Hart was quite lovely. I find her eyes particularly alluring. Her career was short, however, lasting only from 1957 to 1963. In her ten films she played opposite some of the leading men at the time, such as Elvis Presley, Montgomery Cliff, Steven Boyd and Robert Wagner. The turning point of her life seems to have been when she made the film St. Francis of Assisi, playing the role of St. Clare, the religious sister who was quite close to Francis. While making the film in Italy she met Pope John XXIII and said to him, “I am Dolores Hart, the actress playing Clare.” The Pope responded,  “No, you are Clare!”. Apparently this had quite an impact on her decision to become a nun and a few years later, at age 24, she made a one way journey to a Benedictine monastery in CT. where she still remains. In 2001 she was elected the prioress of the community. Amazingly, despite her life as a cloistered nun, she is also a member of the Academy of Motion Picture Arts and Sciences, and she still studies movies and votes in the Academy for Oscar awards. She was even honored by members of Hollywood a few years ago. As a former actress, she has spent much of her time as nun promoting the benefits of the arts in the world.
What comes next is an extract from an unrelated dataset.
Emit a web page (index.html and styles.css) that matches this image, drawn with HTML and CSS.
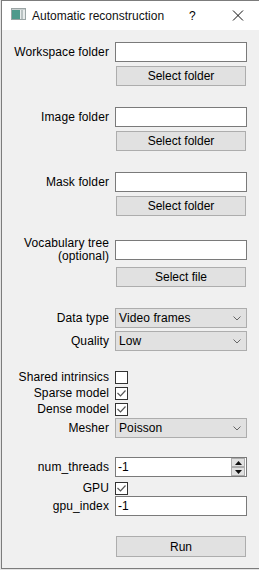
FILE: index.html
```html
<!DOCTYPE html>
<html lang="en">
<head>
    <meta charset="UTF-8">
    <title>Automatic reconstruction</title>
    <link rel="stylesheet" href="styles.css">
</head>
<body>
    <div class="window">
        <div class="titlebar">
            <svg class="app-icon" width="15" height="12" viewBox="0 0 15 12">
                <rect x="0.5" y="0.5" width="14" height="11" fill="#e8ecec" stroke="#9aa4a4"/>
                <rect x="1" y="2" width="8" height="9" fill="#4f9a8c"/>
                <rect x="10" y="2" width="2" height="9" fill="#b9c2c2"/>
                <rect x="1" y="1" width="13" height="1" fill="#c9d0d0"/>
            </svg>
            <span class="title">Automatic reconstruction</span>
            <span class="help">?</span>
            <svg class="close" width="12" height="11" viewBox="0 0 12 11">
                <path d="M1 0.5 L11 10.5 M11 0.5 L1 10.5" stroke="#111" stroke-width="1"/>
            </svg>
        </div>

        <div class="form">
            <div class="row first">
                <label>Workspace folder</label>
                <input type="text" class="field">
            </div>
            <div class="row">
                <span></span>
                <button class="btn">Select folder</button>
            </div>

            <div class="row gap">
                <label>Image folder</label>
                <input type="text" class="field">
            </div>
            <div class="row">
                <span></span>
                <button class="btn">Select folder</button>
            </div>

            <div class="row gap">
                <label>Mask folder</label>
                <input type="text" class="field">
            </div>
            <div class="row">
                <span></span>
                <button class="btn">Select folder</button>
            </div>

            <div class="row gap tall">
                <label>Vocabulary tree<br>(optional)</label>
                <input type="text" class="field">
            </div>
            <div class="row">
                <span></span>
                <button class="btn">Select file</button>
            </div>

            <div class="row gap">
                <label>Data type</label>
                <div class="combo">Video frames<svg width="8" height="5" viewBox="0 0 8 5"><path d="M0.5 0.5 L4 4 L7.5 0.5" fill="none" stroke="#666"/></svg></div>
            </div>
            <div class="row tight">
                <label>Quality</label>
                <div class="combo">Low<svg width="8" height="5" viewBox="0 0 8 5"><path d="M0.5 0.5 L4 4 L7.5 0.5" fill="none" stroke="#666"/></svg></div>
            </div>

            <div class="row check-row sep">
                <label>Shared intrinsics</label>
                <span class="check"></span>
            </div>
            <div class="row check-row tight">
                <label>Sparse model</label>
                <span class="check checked"><svg width="11" height="11" viewBox="0 0 11 11"><path d="M1.5 5 L4.5 8 L9.5 2.5" fill="none" stroke="#555" stroke-width="1.2"/></svg></span>
            </div>
            <div class="row check-row tight">
                <label>Dense model</label>
                <span class="check checked"><svg width="11" height="11" viewBox="0 0 11 11"><path d="M1.5 5 L4.5 8 L9.5 2.5" fill="none" stroke="#555" stroke-width="1.2"/></svg></span>
            </div>
            <div class="row tight">
                <label>Mesher</label>
                <div class="combo">Poisson<svg width="8" height="5" viewBox="0 0 8 5"><path d="M0.5 0.5 L4 4 L7.5 0.5" fill="none" stroke="#666"/></svg></div>
            </div>

            <div class="row sep">
                <label>num_threads</label>
                <div class="spin">
                    <span class="spin-value">-1</span>
                    <div class="spin-buttons">
                        <span class="spin-btn"><svg width="7" height="4" viewBox="0 0 7 4"><path d="M0 4 L3.5 0 L7 4 Z" fill="#111"/></svg></span>
                        <span class="spin-btn"><svg width="7" height="4" viewBox="0 0 7 4"><path d="M0 0 L3.5 4 L7 0 Z" fill="#111"/></svg></span>
                    </div>
                </div>
            </div>
            <div class="row check-row">
                <label>GPU</label>
                <span class="check checked"><svg width="11" height="11" viewBox="0 0 11 11"><path d="M1.5 5 L4.5 8 L9.5 2.5" fill="none" stroke="#555" stroke-width="1.2"/></svg></span>
            </div>
            <div class="row snug">
                <label>gpu_index</label>
                <input type="text" class="field" value="-1">
            </div>

            <div class="row run-row">
                <span></span>
                <button class="btn run">Run</button>
            </div>
        </div>
    </div>
</body>
</html>
```

FILE: styles.css
```css
html, body {
    margin: 0;
    padding: 0;
    height: 570px;
    overflow: hidden;
}

body {
    background-color: #e4e4e4;
    font-family: "Liberation Sans", Arial, sans-serif;
    font-size: 12px;
    letter-spacing: 0.1px;
    color: #000;
}

.window {
    margin-left: 1px;
    width: 258px;
    height: 567px;
    border: 1px solid #7c7c7c;
    border-right: none;
    background-color: #f0f0f0;
}

.titlebar {
    height: 29px;
    background-color: #fff;
    display: flex;
    align-items: center;
}

.titlebar .app-icon {
    margin-left: 9px;
    margin-top: -3px;
}

.titlebar .title {
    margin-left: 6px;
    font-size: 12px;
    letter-spacing: 0;
    color: #111;
}

.titlebar .help {
    margin-left: 25px;
    font-size: 12px;
}

.titlebar .close {
    margin-left: 36px;
}

.form {
    display: flex;
    flex-direction: column;
}

.row {
    display: grid;
    grid-template-columns: 107px 132px;
    column-gap: 6px;
    align-items: center;
    margin-top: 4px;
}

.row.first {
    margin-top: 12px;
}

.row.gap {
    margin-top: 21px;
}

.row.tight {
    margin-top: 3px;
}

.row.snug {
    margin-top: 2px;
}

.row.sep {
    margin-top: 19px;
}

.row.tall {
    height: 26px;
    margin-top: 21px;
}

.row.tall label {
    line-height: 13px;
}

.row.run-row {
    margin-top: 20px;
}

.row label {
    text-align: right;
    white-space: nowrap;
}

.field {
    box-sizing: border-box;
    height: 20px;
    width: 132px;
    margin: 0;
    padding: 0 2px;
    border: 1px solid #7a7a7a;
    background: #fff;
    font-family: inherit;
    font-size: 12px;
    outline: none;
}

.btn {
    box-sizing: border-box;
    height: 20px;
    width: 130px;
    margin: 0 0 0 1px;
    padding: 0;
    border: 1px solid #adadad;
    background-color: #e1e1e1;
    font-family: inherit;
    font-size: 12px;
    color: #000;
}

.btn.run {
    height: 21px;
}

.combo {
    box-sizing: border-box;
    height: 20px;
    width: 132px;
    border: 1px solid #adadad;
    background-color: #e1e1e1;
    display: flex;
    align-items: center;
    justify-content: space-between;
    padding: 0 5px 0 3px;
}

.check-row {
    height: 13px;
}

.check {
    box-sizing: border-box;
    width: 13px;
    height: 13px;
    border: 1px solid #333;
    background: #fff;
    display: flex;
    align-items: center;
    justify-content: center;
}

.spin {
    box-sizing: border-box;
    height: 20px;
    width: 132px;
    border: 1px solid #7a7a7a;
    background: #fff;
    display: flex;
    align-items: center;
    justify-content: space-between;
    padding: 0 1px 0 2px;
}

.spin-buttons {
    display: flex;
    flex-direction: column;
}

.spin-btn {
    box-sizing: border-box;
    width: 14px;
    height: 9px;
    background-color: #e1e1e1;
    border: 1px solid #adadad;
    display: flex;
    align-items: center;
    justify-content: center;
}
```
Certain great Hollywood names, such as Paul Newman, often help her in this endeavor.

Hart, at a recent Academy Awards ceremony, one of her rare excursions away from her monastery.

Her life is a wonderful example of how we can all experience such sudden shifts and turns when it comes to faith. To go from the glamor of Hollywood, to the Spartan existence of religious life is quite a shift, but her belief in God was clearly the most important thing in her life, and she gave everything up to follow that, including the man she was engaged to at the time. It was not easy for her, as she says on becoming a nun: “It was not a lifelong dream. I did not grow up wanting to be a nun. I wanted to be an actress. If it had ever been suggested I would one day be a nun, it would have been the last thing on my mind. It was a million to one shot I would ever be a nun.” She has discussed her struggles with her faith and vocation, after her entry into the monastery: “I have struggled with this call to vocation all my life. I can understand why people have doubts, because who understands God? I don’t. When you are dealing with something at this level, you are dealing with mystery.” Clearly, this was not an easy and simply thing for her to do, and to live out. But she has.
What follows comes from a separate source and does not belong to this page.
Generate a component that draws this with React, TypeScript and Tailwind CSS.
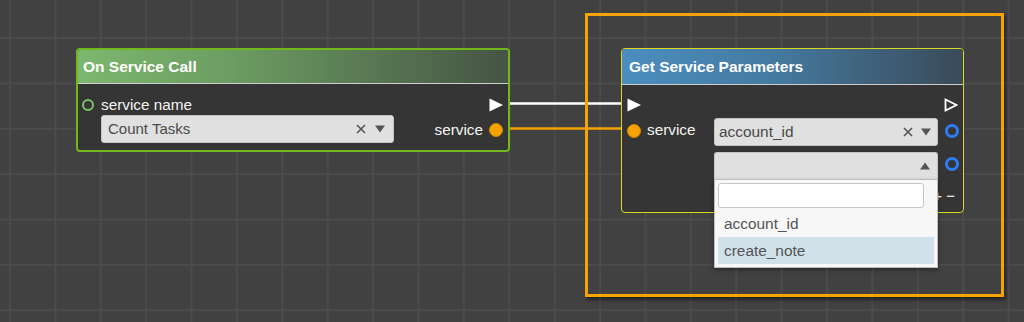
function ExecArrow({ outline = false }: { outline?: boolean }) {
  return (
    <svg width="14" height="14" viewBox="0 0 14 14" className="shrink-0">
      {outline ? (
        <polygon points="1.5,1.5 12.5,7 1.5,12.5" fill="none" stroke="#ffffff" strokeWidth="1.8" strokeLinejoin="miter" />
      ) : (
        <polygon points="0.5,0.5 14,7 0.5,13.5" fill="#ffffff" />
      )}
    </svg>
  );
}

function Slot({ kind }: { kind: "green" | "orange" | "blue" }) {
  if (kind === "orange") {
    return <span className="block w-[14px] h-[14px] shrink-0 rounded-full bg-[#f7a200] border-[1.5px] border-[#d68a00]" />;
  }
  if (kind === "green") {
    return <span className="block w-[12px] h-[12px] shrink-0 rounded-full border-[2.5px] border-[#7cc46b]" />;
  }
  return <span className="block w-[14px] h-[14px] shrink-0 rounded-full border-[3px] border-[#2c7cf8]" />;
}

function Cross() {
  return (
    <svg width="10" height="10" viewBox="0 0 10 10" className="shrink-0">
      <path d="M1 1 L9 9 M9 1 L1 9" stroke="#555555" strokeWidth="1.6" />
    </svg>
  );
}

function Caret({ up = false }: { up?: boolean }) {
  return (
    <svg width="10" height="8" viewBox="0 0 10 8" className="shrink-0">
      <polygon points={up ? "0,7.5 10,7.5 5,0.5" : "0,0.5 10,0.5 5,7.5"} fill="#555555" />
    </svg>
  );
}

function ServiceCallNode() {
  return (
    <div className="absolute left-[76px] top-[48px] w-[434px] h-[104px] flex flex-col rounded-[4px] border-2 border-[#72b81c] bg-[#353535] overflow-hidden">
      <div className="h-[34px] shrink-0 flex items-center px-[5px] border-b border-[#cfcfcf] bg-[linear-gradient(to_right,#7db76f,#6c9d62_35%,#465444)] text-[15.5px] font-bold text-white">
        On Service Call
      </div>
      <div className="flex flex-col pt-[11px]">
        <div className="h-[20px] flex items-center justify-between pl-[4px] pr-[5px]">
          <div className="flex items-center gap-[7px]">
            <Slot kind="green" />
            <span className="text-[15.3px] text-[#f4f4f4]">service name</span>
          </div>
          <ExecArrow />
        </div>
        <div className="h-[28px] flex items-center justify-between pl-[23px] pr-[5px]">
          <div className="w-[293px] h-[28px] flex items-center justify-between px-[6px] pr-[8px] rounded-[3px] bg-[#e0e0e0] border border-[#c4c4c4]">
            <span className="text-[15px] text-[#4a4a4a]">Count Tasks</span>
            <div className="flex items-center gap-[9px]">
              <Cross />
              <Caret />
            </div>
          </div>
          <div className="flex items-center gap-[6px] pt-[2px]">
            <span className="text-[15.3px] text-[#f4f4f4]">service</span>
            <Slot kind="orange" />
          </div>
        </div>
      </div>
    </div>
  );
}

function ParamsNode() {
  return (
    <div className="absolute left-[621px] top-[48px] w-[343px] h-[165px] flex flex-col rounded-[4px] border border-[#d8d81e] bg-[#353535] overflow-hidden">
      <div className="h-[36px] shrink-0 flex items-center px-[7px] border-b border-[#cfcfcf] bg-[linear-gradient(to_right,#4b8ebf,#447aa0_45%,#3b4a57)] text-[15.5px] font-bold text-white">
        Get Service Parameters
      </div>
      <div className="flex flex-col">
        <div className="mt-[10px] h-[20px] flex items-center justify-between pl-[5px] pr-[5px]">
          <ExecArrow />
          <ExecArrow outline />
        </div>
        <div className="mt-[3px] h-[28px] flex items-center">
          <div className="w-[92px] flex items-center gap-[6px] pl-[5px] pb-[3px]">
            <Slot kind="orange" />
            <span className="text-[15.3px] text-[#f4f4f4]">service</span>
          </div>
          <div className="w-[224px] h-[28px] flex items-center justify-between pl-[4px] pr-[6px] rounded-[3px] bg-[#e0e0e0] border border-[#c4c4c4]">
            <span className="text-[15.4px] text-[#4a4a4a]">account_id</span>
            <div className="flex items-center gap-[8px]">
              <Cross />
              <Caret />
            </div>
          </div>
          <div className="flex-1 flex justify-center pl-[2px] pb-[3px]">
            <Slot kind="blue" />
          </div>
        </div>
        <div className="mt-[6px] h-[27px] flex items-center">
          <div className="w-[92px]" />
          <div className="w-[224px] h-[27px] flex items-center justify-end pr-[7px] rounded-t-[3px] bg-[#e0e0e0] border border-b-0 border-[#c4c4c4]">
            <Caret up />
          </div>
          <div className="flex-1 flex justify-center pl-[2px] pb-[3px]">
            <Slot kind="blue" />
          </div>
        </div>
        <div className="mt-[8px] h-[18px] flex items-center justify-end pr-[8px] text-[15px] text-white">
          + −
        </div>
      </div>
    </div>
  );
}

function Menu() {
  return (
    <div className="absolute left-[714px] top-[179px] w-[224px] h-[89px] flex flex-col bg-[#f7f7f7] border border-[#bdbdbd] shadow-[0_2px_4px_rgba(0,0,0,0.35)]">
      <div className="mt-[3px] ml-[3px] w-[206px] h-[25px] shrink-0 rounded-[3px] bg-white border border-[#c6c6c6]" />
      <div className="mt-[3px] h-[26px] flex items-center pl-[9px] text-[15.4px] text-[#555555]">account_id</div>
      <div className="mx-[3px] h-[27px] flex items-center pl-[6px] bg-[#d0e1ea] text-[15.4px] text-[#555555]">create_note</div>
    </div>
  );
}

export default function App() {
  return (
    <div className="relative w-[1024px] h-[322px] overflow-hidden bg-[#414141] bg-[linear-gradient(to_right,#4b4b4b_2px,transparent_2px),linear-gradient(to_bottom,#4b4b4b_2px,transparent_2px)] [background-size:45.4px_45.4px] [background-position:9px_37px] font-['Liberation_Sans',Arial,sans-serif]">
      <svg className="absolute inset-0" width="1024" height="322">
        <line x1="500" y1="103.5" x2="628" y2="103.5" stroke="#ffffff" strokeWidth="2.5" />
        <line x1="500" y1="128.5" x2="628" y2="128.5" stroke="#f5a000" strokeWidth="2.5" />
      </svg>
      <div className="absolute left-[585px] top-[13px] w-[419px] h-[284px] border-[3px] border-[#f5a400] shadow-[2px_3px_3px_rgba(0,0,0,0.45)]" />
      <ServiceCallNode />
      <ParamsNode />
      <Menu />
    </div>
  );
}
Feminine, classy, lovely...everything I desire in a woman...

She is an example of all the things that are interesting, fascinating, contradictory, mysterious, and good about faith and religion. Despite my own present conflicts and concerns with certain elements of Catholicism and Christianity as practiced and proclaimed today, despite my struggles and questions, my weakness and personal failings, faith, religion, spirituality and God remain for me a never ending source of mystery and fascination. I believe faith is a constant journey and exploration of the ultimate and divine truth. Dolores Hart represents the unexpected paths that true and humble devotion to God can create.

Hart, with Elvis. She said that the memory of his kiss has lasted for over forty years. Yes, nuns still think about sex too.

And finally, even as a nun she shows that eroticism still exists. When asked how she could go from kissing Elvis to becoming a nun she said: “How much closer to Heaven can you get?”